Single-Pass and Multi-Pass

In a single-pass heat exchanger, the fluid flows through the tubes in one direction only. In contrast, a multi-pass heat exchanger allows the fluid to flow back and forth through the tubes multiple times, increasing the heat transfer efficiency.

Counterflow and Parallel Flow

In a counterflow arrangement, the fluids flow in opposite directions, maximizing the temperature difference and heat transfer efficiency. In a parallel flow arrangement, the fluids flow in the same direction, which is less efficient but may be suitable for specific applications.

U-Tube and Straight Tube

U-tube heat exchangers have tubes bent into a U-shape, allowing for thermal expansion without the need for expansion joints. Straight tube heat exchangers have tubes that run straight through the shell, requiring expansion joints to accommodate thermal expansion.

Applications

Shell and tube heat exchangers are used in a wide range of industries due to their versatility and efficiency.

Power Generation

In power plants, shell and tube heat exchangers are used to condense steam from turbines, preheat feedwater, and cool lubricating oils. They play a critical role in maintaining the efficiency and reliability of power generation systems.

Chemical Processing

In the chemical industry, these heat exchangers are used to heat or cool process streams, recover heat from waste streams, and condense or evaporate fluids. Their robust design allows them to handle corrosive and high-pressure fluids commonly found in chemical processing.

Oil and Gas

In the oil and gas industry, shell and tube heat exchangers are used for cooling and heating hydrocarbons, recovering heat from flue gases, and separating fluids.
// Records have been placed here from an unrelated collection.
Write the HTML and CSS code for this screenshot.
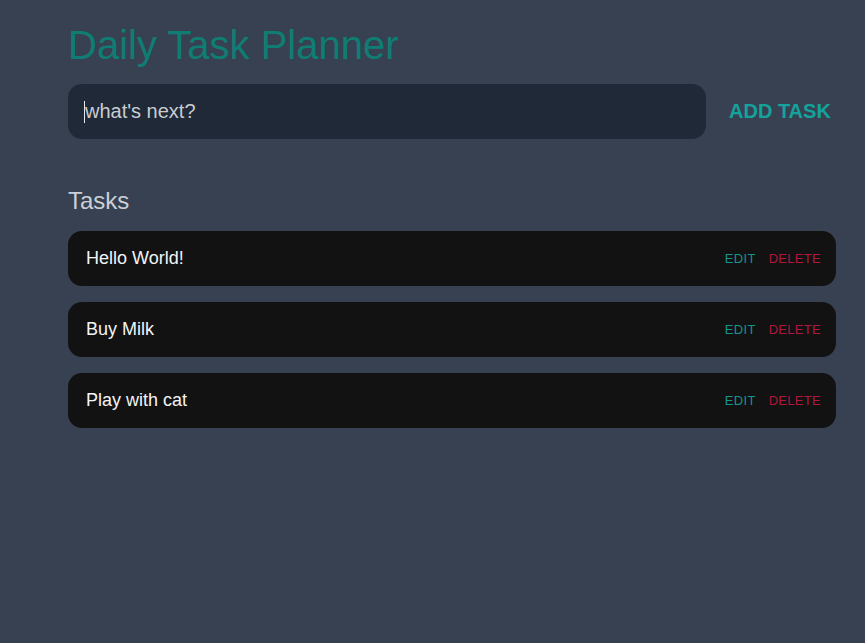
FILE: index.html
```html
<!DOCTYPE html>
<html>
<head>
<meta charset="utf-8">
<link rel="stylesheet" href="styles.css">
</head>
<body>
<main class="app">
  <h1 class="title">Daily Task Planner</h1>
  <form class="add-form">
    <div class="input-box"><span class="caret"></span><span class="placeholder">what's next?</span></div>
    <button type="button" class="add-btn">ADD TASK</button>
  </form>
  <h2 class="section">Tasks</h2>
  <ul class="tasks">
    <li class="task"><span class="task-name">Hello World!</span><span class="actions"><button class="edit">EDIT</button><button class="delete">DELETE</button></span></li>
    <li class="task"><span class="task-name">Buy Milk</span><span class="actions"><button class="edit">EDIT</button><button class="delete">DELETE</button></span></li>
    <li class="task"><span class="task-name">Play with cat</span><span class="actions"><button class="edit">EDIT</button><button class="delete">DELETE</button></span></li>
  </ul>
</main>
</body>
</html>
```
FILE: styles.css
```css
html, body {
  margin: 0;
  padding: 0;
  background: #374151;
  font-family: "Liberation Sans", Arial, sans-serif;
  height: 100%;
}
.app {
  width: 768px;
  padding: 22px 0 0 68px;
}
.title {
  margin: 0;
  font-size: 40px;
  font-weight: 400;
  line-height: 46px;
  color: #0f7d73;
}
.add-form {
  display: flex;
  align-items: center;
  margin-top: 16px;
}
.input-box {
  flex: 0 0 638px;
  height: 55px;
  box-sizing: border-box;
  background: #1f2937;
  border-radius: 14px;
  display: flex;
  align-items: center;
  padding-left: 16px;
}
.caret {
  width: 1px;
  height: 22px;
  background: #e5e7eb;
}
.placeholder {
  font-size: 20px;
  color: #c9ccd1;
}
.add-btn {
  margin-left: 23px;
  background: none;
  border: none;
  padding: 0;
  font-family: inherit;
  font-size: 20px;
  font-weight: 700;
  color: #14a39c;
  letter-spacing: 0;
}
.section {
  margin: 48px 0 0;
  font-size: 24px;
  font-weight: 400;
  line-height: 28px;
  color: #cbd0d8;
}
.tasks {
  list-style: none;
  margin: 16px 0 0;
  padding: 0;
  display: flex;
  flex-direction: column;
  gap: 16px;
}
.task {
  height: 55px;
  box-sizing: border-box;
  background: #121212;
  border-radius: 14px;
  display: flex;
  align-items: center;
  justify-content: space-between;
  padding: 0 15px 0 18px;
}
.task-name {
  font-size: 18px;
  color: #f3f4f6;
}
.actions {
  display: flex;
  gap: 13px;
}
.actions button {
  background: none;
  border: none;
  padding: 0;
  font-family: inherit;
  font-size: 13px;
  letter-spacing: 0.3px;
}
.edit { color: #14948d; }
.delete { color: #b0173f; }
```
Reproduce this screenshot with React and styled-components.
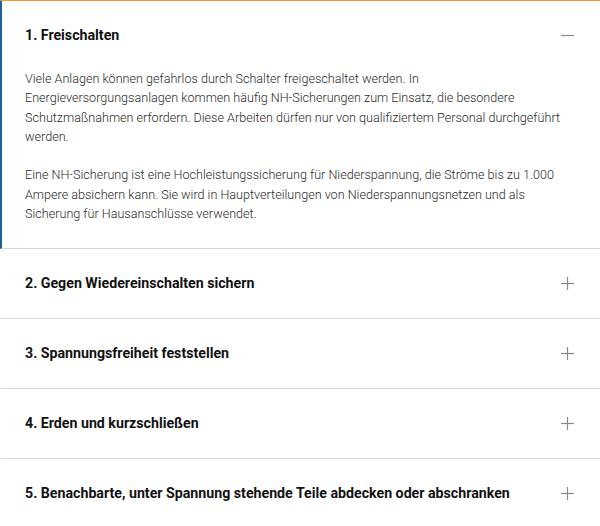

They are essential for optimizing the efficiency and safety of oil and gas operations.

HVAC Systems

In heating, ventilation, and air conditioning (HVAC) systems, shell and tube heat exchangers are used to transfer heat between refrigerants and air or water. They help maintain comfortable indoor environments while minimizing energy consumption.

Advantages and Disadvantages

Advantages

Shell and tube heat exchangers offer several advantages, including:

High efficiency: They provide efficient heat transfer due to their large surface area and ability to handle high flow rates.
Versatility: They can be designed to handle a wide range of temperatures, pressures, and fluids.
Durability: Their robust construction makes them suitable for harsh environments and long service life.
Easy maintenance: The design allows for easy cleaning and maintenance, reducing downtime and operational costs.

Disadvantages

Despite their advantages, shell and tube heat exchangers also have some drawbacks:

Large footprint: They require significant space for installation, which may be a limitation in compact facilities.
High initial cost: The complex design and materials used can result in higher initial costs compared to other heat exchanger types.
Potential for fouling: The tubes can become fouled over time, reducing heat transfer efficiency and requiring regular cleaning.

Design Considerations

When designing a shell and tube heat exchanger, several factors must be considered to ensure optimal performance and reliability.

Thermal Design

The thermal design involves calculating the heat transfer area required to achieve the desired temperature change. This requires knowledge of the fluid properties, flow rates, and temperature differences. The design must also account for potential fouling and pressure drop.

Mechanical Design

The mechanical design involves selecting materials and components that can withstand the operating conditions, including pressure, temperature, and corrosion. The design must also ensure structural integrity and compliance with relevant codes and standards.

Economic Considerations

Economic considerations include the initial cost, operating cost, and maintenance cost of the heat exchanger. The design should aim to minimize these costs while achieving the desired performance.

Maintenance and Troubleshooting

Regular maintenance is essential to ensure the efficient operation of shell and tube heat exchangers. Common maintenance tasks include cleaning the tubes, inspecting for leaks, and replacing worn components. Troubleshooting may involve identifying and addressing issues such as fouling, vibration, and pressure drop.